After buying Twitter for $44 billion, billionaire entrepreneur and Tesla boss Elon Musk is looking to add more companies to his already growing empire that comprises Tesla, SpaceX, The Boring Company and now Twitter.
After buying Twitter for $44 billion, billionaire entrepreneur and Tesla boss Elon Musk is looking to add more companies to his already growing empire that comprises Tesla, SpaceX, The Boring Company and now Twitter. In a recent tweet, Musk said that he wants to buy the FMCG giant Coca-Cola to “put the cocaine back in.”
For people wondering if this is indeed his plan — it is better to take it with a pinch of salt. For now.
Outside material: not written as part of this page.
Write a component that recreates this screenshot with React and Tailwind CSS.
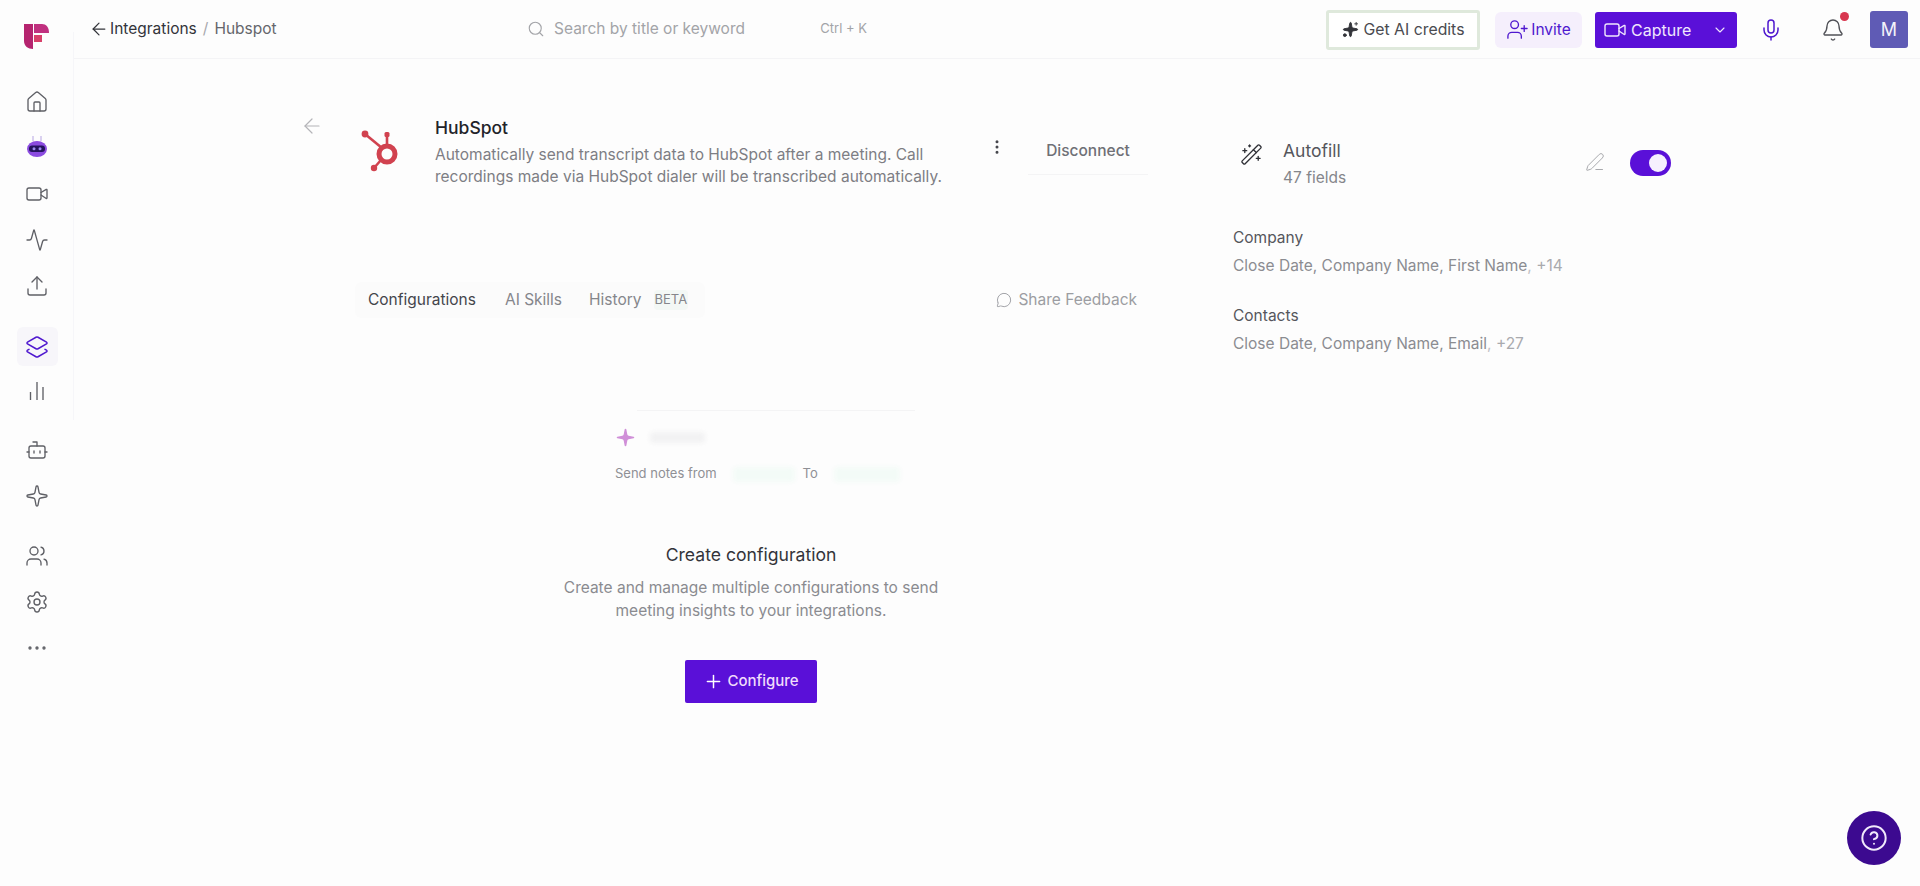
import React from "react";
import {
  ArrowLeft,
  Bell,
  ChevronDown,
  CircleHelp,
  Ellipsis,
  EllipsisVertical,
  House,
  Activity,
  Bot,
  Layers2,
  MessageCircle,
  Mic,
  PenLine,
  Plus,
  Search,
  Settings,
  Sparkle,
  Sparkles,
  Upload,
  UserPlus,
  Users,
  Video,
  WandSparkles,
} from "lucide-react";

function Logo() {
  return (
    <svg width="26" height="26" viewBox="0 0 26 26">
      <path d="M0 0h9v25c-5 0-9-3-9-8z" fill="#b5246f" />
      <path d="M10 0h8c4 0 7 3 7 9H10z" fill="#c0307f" />
      <rect x="10" y="11" width="8" height="7" fill="#d8406a" />
    </svg>
  );
}

function RobotBadge() {
  return (
    <svg width="22" height="24" viewBox="0 0 22 24">
      <path d="M7 1v5M15 1v5" stroke="#c4b5e8" strokeWidth="1.2" />
      <ellipse cx="11" cy="14" rx="10" ry="8" fill="#8b4be0" />
      <rect x="3" y="10.5" width="16" height="6.5" rx="3" fill="#24135e" />
      <circle cx="8" cy="13.7" r="1.5" fill="#9c8cf0" />
      <circle cx="14" cy="13.7" r="1.5" fill="#9c8cf0" />
    </svg>
  );
}

function HubspotLogo() {
  return (
    <svg width="40" height="44" viewBox="0 0 40 44" fill="none" stroke="#d1424f">
      <circle cx="27" cy="24" r="8" strokeWidth="5" />
      <path d="M5 4l17 14" strokeWidth="2.6" />
      <circle cx="5" cy="4" r="3.4" fill="#d1424f" stroke="none" />
      <path d="M27 4v12" strokeWidth="2.6" />
      <rect x="24.5" y="2" width="5" height="5" rx="1.5" fill="#d1424f" stroke="none" />
      <path d="M14 38l7-8" strokeWidth="2.6" />
      <circle cx="14" cy="38" r="3.2" fill="#d1424f" stroke="none" />
    </svg>
  );
}

function BarsIcon({ size, strokeWidth }) {
  return (
    <svg width={size} height={size} viewBox="0 0 24 24" fill="none" stroke="currentColor" strokeWidth={strokeWidth}>
      <path d="M5.5 21v-8M12 21V3M18 21v-13" />
    </svg>
  );
}

function SideItem({ icon: Icon, className = "" }) {
  return (
    <div className={"flex h-[46px] w-[46px] items-center justify-center text-[#5f6066] " + className}>
      <Icon size={24} strokeWidth={1.35} />
    </div>
  );
}

function Sidebar() {
  return (
    <aside className="relative flex h-full w-[74px] shrink-0 flex-col items-center pt-6">
      {/* faint divider, stops part way down */}
      <span className="absolute top-[32px] right-0 h-[388px] w-[1px] bg-[#f6f6f9]" />
      <div className="mr-[1px] h-[55px]">
        <Logo />
      </div>
      <SideItem icon={House} />
      <div className="-mt-[1px] mb-[1px] flex h-[46px] w-[46px] items-center justify-center">
        <RobotBadge />
      </div>
      <SideItem icon={Video} />
      <SideItem icon={Activity} />
      <SideItem icon={Upload} />
      <div className="mt-[18px] flex h-[39px] w-[41px] items-center justify-center rounded-md bg-[#f7f6fa] text-[#4f18cf]">
        <Layers2 size={24} strokeWidth={1.5} />
      </div>
      <div className="mt-[2px]">
        <SideItem icon={BarsIcon} />
      </div>
      <div className="mt-[13px]">
        <SideItem icon={Bot} />
      </div>
      <SideItem icon={Sparkle} />
      <div className="mt-[14px]">
        <SideItem icon={Users} />
      </div>
      <SideItem icon={Settings} />
      <SideItem icon={Ellipsis} />
    </aside>
  );
}

function Header() {
  return (
    <header className="flex h-[59px] items-center border-b border-[#f4f4f6] pt-[1px]">
      <div className="flex w-[446px] shrink-0 items-center pb-[2px] pl-[15px] text-[15.5px]">
        <ArrowLeft size={20} strokeWidth={1.5} className="mr-[1px] text-[#33343a]" />
        <span className="text-[#33343a]">Integrations</span>
        <span className="mx-[6px] text-[#a8a8ae]">/</span>
        <span className="text-[#65666c]">Hubspot</span>
      </div>
      <div className="flex w-[348px] shrink-0 items-center pr-[1px] pb-[2px] pl-[7px] text-[#a3a4a8]">
        <Search size={18} strokeWidth={1.5} className="mr-[9px]" />
        <span className="text-[15.5px]">Search by title or keyword</span>
        <span className="ml-auto text-[13px]">Ctrl + K</span>
      </div>
      <div className="ml-[458px] flex h-[40px] w-[154px] shrink-0 items-center justify-center gap-[5px] rounded-[3px] border-[3px] border-[#dfe9dc] bg-white text-[15.8px] text-[#4a4b50]">
        <Sparkles size={17} strokeWidth={1.3} fill="#33343a" className="text-[#33343a]" />
        Get AI credits
      </div>
      <div className="ml-[15px] flex h-[36px] w-[87px] shrink-0 items-center justify-center gap-[2px] rounded-md bg-[#f5effc] text-[15.5px] text-[#4f18cf]">
        <UserPlus size={23} strokeWidth={1.4} />
        Invite
      </div>
      <div className="ml-[13px] flex h-[36px] w-[142px] shrink-0 items-center rounded-[3px] bg-[#5a10d8] pl-[8px] text-[16px] text-[#f0e6fd]">
        <Video size={24} strokeWidth={1.4} className="mr-[4px]" />
        Capture
        <ChevronDown size={16} strokeWidth={1.6} className="ml-auto mr-[9px]" />
      </div>
      <Mic size={24} strokeWidth={1.5} className="ml-[22px] shrink-0 text-[#4f18cf]" />
      <div className="relative ml-[38px] shrink-0 text-[#505157]">
        <Bell size={24} strokeWidth={1.35} />
        <span className="absolute -top-[6px] -right-[4px] h-[9px] w-[9px] rounded-full bg-[#d8364f]" />
      </div>
      <div className="ml-[25px] flex h-[37px] w-[38px] shrink-0 items-center justify-center rounded-[3px] bg-[#5f5bb5] text-[18px] text-[#f2f2fa]">
        M
      </div>
    </header>
  );
}

function Intro() {
  return (
    <div className="flex">
      <ArrowLeft size={24} strokeWidth={1.2} className="mt-[3px] ml-[226px] shrink-0 text-[#b4b4b8]" />
      <div className="mt-[19px] ml-[36px] shrink-0">
        <HubspotLogo />
      </div>
      <div className="mt-[5px] ml-[35px] w-[512px] shrink-0">
        <h1 className="text-[17.5px] leading-[24px] font-medium text-[#222329]">HubSpot</h1>
        <p className="mt-[4px] text-[15.5px] leading-[22px] text-[#7d7e84]">
          Automatically send transcript data to HubSpot after a meeting. Call recordings made via HubSpot dialer will be
          transcribed automatically.
        </p>
      </div>
      <EllipsisVertical size={18} strokeWidth={2} className="mt-[27px] ml-[41px] shrink-0 text-[#45464c]" />
      <div className="mt-[21px] ml-[22px] flex h-[43px] w-[120px] shrink-0 items-center justify-center border-b border-[#f4f4f5] pb-[5px] text-[15.5px] font-medium text-[#6f7076]">
        Disconnect
      </div>
    </div>
  );
}

function Tabs() {
  return (
    <div className="mt-[94px] ml-[281px] flex h-[36px] w-[782px] items-center">
      <div className="flex h-full w-[350px] items-center rounded-md bg-[#fbfbfb] pl-[13px] text-[15.5px] text-[#85868b]">
        <span className="text-[#44454b]">Configurations</span>
        <span className="ml-[29px]">AI Skills</span>
        <span className="ml-[27px]">History</span>
        <span className="ml-[12px] rounded-sm bg-[#f3f8f5] px-[1px] text-[13px]">BETA</span>
      </div>
      <div className="ml-auto flex items-center text-[15.5px] text-[#9c9da2]">
        <MessageCircle size={16} strokeWidth={1.4} className="mr-[6px]" />
        Share Feedback
      </div>
    </div>
  );
}

function EmptyState() {
  return (
    <div className="ml-[281px] flex w-[792px] flex-col items-center">
      <div className="mt-[92px] ml-[50px] h-[1px] w-[278px] bg-[#f4f4f5]" />
      <div className="mt-[17px] ml-[18px] flex h-[18px] w-[290px] items-center">
        <Sparkle size={21} fill="#d08fd8" strokeWidth={0} />
        <div className="ml-[14px] h-[11px] w-[55px] rounded-sm bg-[#f2f2f3] blur-[2px]" />
      </div>
      <div className="mt-[19px] ml-[18px] flex h-[18px] w-[290px] items-center text-[13px] whitespace-nowrap text-[#8f9095]">
        <span>Send notes from</span>
        <div className="ml-[16px] h-[15px] w-[62px] shrink-0 rounded-sm bg-[#f3fbf7] blur-[2px]" />
        <span className="ml-[8px]">To</span>
        <div className="ml-[16px] h-[15px] w-[66px] shrink-0 rounded-sm bg-[#f3fbf7] blur-[2px]" />
      </div>
      <h2 className="mt-[59px] text-[17.6px] leading-[26px] text-[#33343a]">Create configuration</h2>
      <p className="mt-[8px] w-[400px] text-center text-[15.5px] leading-[23px] text-[#8a8b90]">
        Create and manage multiple configurations to send meeting insights to your integrations.
      </p>
      <button className="mt-[38px] flex h-[43px] w-[132px] items-center justify-center gap-[3px] rounded-[2px] bg-[#5a10d8] text-[15px] font-medium text-[#f0dcfb]">
        <Plus size={21} strokeWidth={1.7} className="text-white" />
        Configure
      </button>
    </div>
  );
}

function AutofillField({ title, fields, more }) {
  return (
    <div>
      <div className="text-[15.5px] leading-[22px] text-[#55565c]">{title}</div>
      <div className="mt-[6px] text-[15.5px] leading-[22px] text-[#8b8c91]">
        {fields}
        <span className="text-[#c0c0c4]">,</span> <span className="text-[#a9aaae]">{more}</span>
      </div>
    </div>
  );
}

function Autofill() {
  return (
    <div className="mt-[80px] w-[440px]">
      <div className="flex items-start">
        <WandSparkles size={23} strokeWidth={1.4} className="mt-[4px] ml-[7px] text-[#2f3036]" />
        <div className="ml-[20px]">
          <div className="text-[17.5px] leading-[24px] text-[#55565c]">Autofill</div>
          <div className="mt-[4px] text-[15.5px] leading-[22px] text-[#85868b]">47 fields</div>
        </div>
        <PenLine size={20} strokeWidth={1.2} className="mt-[13px] ml-[239px] text-[#a8a9ad]" />
        <div className="mt-[11px] ml-[25px] flex h-[26px] w-[41px] items-center justify-end rounded-full bg-[#5a10d8] pr-[4px]">
          <span className="h-[18px] w-[18px] rounded-full bg-[#f6f0fe]" />
        </div>
      </div>
      <div className="mt-[38px] flex flex-col gap-[28px]">
        <AutofillField title="Company" fields="Close Date, Company Name, First Name" more="+14" />
        <AutofillField title="Contacts" fields="Close Date, Company Name, Email" more="+27" />
      </div>
    </div>
  );
}

export default function App() {
  return (
    <div className="relative flex h-[886px] w-[1920px] overflow-hidden bg-[#fdfdfd] font-['Inter',sans-serif]">
      <Sidebar />
      <div className="flex min-w-0 flex-1 flex-col">
        <Header />
        <div className="flex">
          <div className="w-[1159px] shrink-0 pt-[52px]">
            <Intro />
            <Tabs />
            <EmptyState />
          </div>
          <Autofill />
        </div>
      </div>
      {/* help bubble */}
      <div className="absolute right-[19px] bottom-[21px] flex h-[54px] w-[54px] items-center justify-center rounded-full bg-[#3c0a90] text-[#f1e9fb]">
        <CircleHelp size={28} strokeWidth={1.7} />
      </div>
    </div>
  );
}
Next I’m buying Coca-Cola to put the cocaine back in
— Elon Musk (@elonmusk) April 28, 2022
Georgia-headquartered soft drink company’s market capitalisation (m-cap) currently stands at $284.20 billion. The company logged higher sales for the latest quarter as demand held up, offsetting the rising input costs.
Coca-Cola’s organic revenue, excluding currency swings and acquisitions or divestitures, rose 18 per cent in the quarter that ended on April 1, due to 7 per cent benefit from price increases and products sold. Despite a 17 per cent rise in cost of goods, Coca-Cola’s operating income rose by 25 per cent on-year to settle at $3.41 billion, according to a Wall Street Journal report.
It further stated that the company’s suspension of business in Russia due to the Ukraine crisis will hurt full-year adjusted earnings by 4 cents per share.
Meanwhile, Musk also shared a screenshot of his old tweet where he said that he is going to buy the fast-food bellwether McDonald’s and fix all their ice cream machines. “Listen, I can’t do miracles ok,” he posted along with the screenshot.
South Africa-born entrepreneur has been in the news for the past week due to his acquisition of Twitter at $44 billion or $54.20 per share. The company has roughly 99,000 employees and an m-cap of $1.031 trillion.
A couple of changes are expected with Musk’s takeover of the platform. These are: edit button, longer tweets, removing spam bots, not imposing permanent bans on users and open sourcing the algorithm so people know what is happening with their account.